Outline of Annual Research Achievements |
海外共同研究者である, P.I.Naumkin,と共に, 臨界冪非線形項を持った4次非線形Schredinger型方程式の昨年までの研究結果をまとめ, 国際誌に要約として発表した(Advances in Mathematics(China),vol. 46, 2017). 海外共同研究者である, P.I.Naumkin, C. Li と共に, 消散型非線形Schredinger型方程式の解に対して, 初期値のフーリエ変換が実軸に接しないとの仮定の下, 上下からの時間減衰評価を示し, 従来の時間減衰評価が最良であることを示した. この結果はすでに国際誌に掲載されている (Commun. Pure Appl. Anal.16(6) 2017). 海外共同研究者である, P.I.Naumkin, 共同研究者の東北大学, 小川氏と共に, デルタ関数を含む特異性を持った初期値に対して, 高階非線形Schredinger型方程式を考え, 高階Schredinger方程式の基本解が通常のSchredinger方程式の基本解と異なり, 無限遠方で減衰していることを利用することによって, 解の存在を証明することに成功した. この結果はすでに国際誌に掲載されている (J. Evol.
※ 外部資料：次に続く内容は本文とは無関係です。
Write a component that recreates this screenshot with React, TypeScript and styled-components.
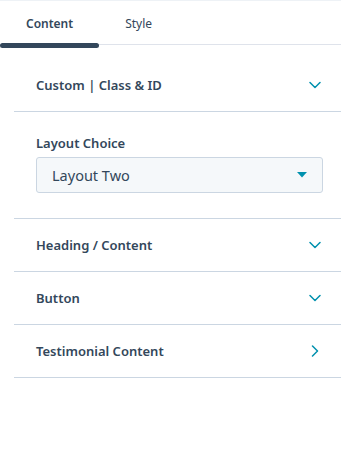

Equ., 2018). 海外共同研究者である, P.I.Naumkin, C. Li と共に,高次元空間において, 臨界冪非線形項を持った非線形Schredinger型方程式の研究を行い, 初期条件に従来とは異なる条件を仮定することによって, 解の漸近的振る舞いを示した. この結果は空間次元が3以下の場合に知られていたものであるが高次元に関しては未解決であった. この結果は国際誌に掲載が決定している( to appear in J. Math. Soc. Japan).
|
Current Status of Research Progress |
Current Status of Research Progress
2: Research has progressed on the whole more than it was originally planned.
Reason
海外共同研究者である, P.I.Naumkin, C. Li と共に, 高次元臨界べき非線形Schredinger方程式の研究を行い, 時間大域解の存在, 解の時間減衰評価, 解の漸近的振る舞いを明らかにした. この研究において, 初期値のフーリエ変換が実軸に接しないという条件の下, 従来の結果を空間4次元以上に拡張した. このことによって, 可積分空間に属していない空間で問題を捉えることが, 非線形Schredinger方程式を研究する上で重要であることを, 示したことは独創的な点である. この結果はすでに, 国際誌 J. Math. Soc. Japan に掲載が決定している. P. I. Naumkin 及び 川原氏と共に4階非線形Schredinger方程式の散乱問題の研究を行い, 従来仮定されていた, 非線形項の階数の改善に成功した. 従来の方法との相違点は, 関数空間の選び方にある. 要約すると, 本研究では分数冪重み付き関数空間を有効に用いることによって, 非線形項の階数と分数冪重みとの関係を明確に示すことによって結論を示すことに成功した. この結果は論文としてまとめ, 国際誌に投稿中である. 海外共同研究者である, E. Kaikina と共に1次元3次非線形Schredinger方程式の初期値境界値問題(半空間)を考察し, 境界条件が, ある時間減衰評価を満足する場合, 時間大域解の存在, 解の時間減衰評価を明らかにした. 境界条件が非斉次である場合, この方面の研究は, エネルギー法を用いるときに現れる, 境界からの影響の扱い方に困難があり, ほとんどされていない. 我々は, 解を斉次境界条件を満足するものと, 境界からの影響を受けるものとに分解することによって解決した. この結果は論文としてまとめ, 国際誌に投稿中である.
|
Strategy for Future Research Activity |
臨界冪非線形項を持つ分散型方程式の共同研究を海外共同研究者 Naumkin, Kaikina, Li と継続して行う. また一次元非線形Schredinger方程式の初期値―境界値問題を海外共同研究者 Kaikina と共同研究者 小川氏 と継続して行う. 特に臨界べき非線形項を持った初期値ー境界値問題を考察し, 境界値の時間変化が, どのように解に影響を与えるかに焦点を絞って研究を行う. 講演あるいは国際誌への掲載を通して研究成果を内外に発信することに務める. 専門家との意見交換を積極的に行うことにより成果の評価を客観的に把握し研究にいかす.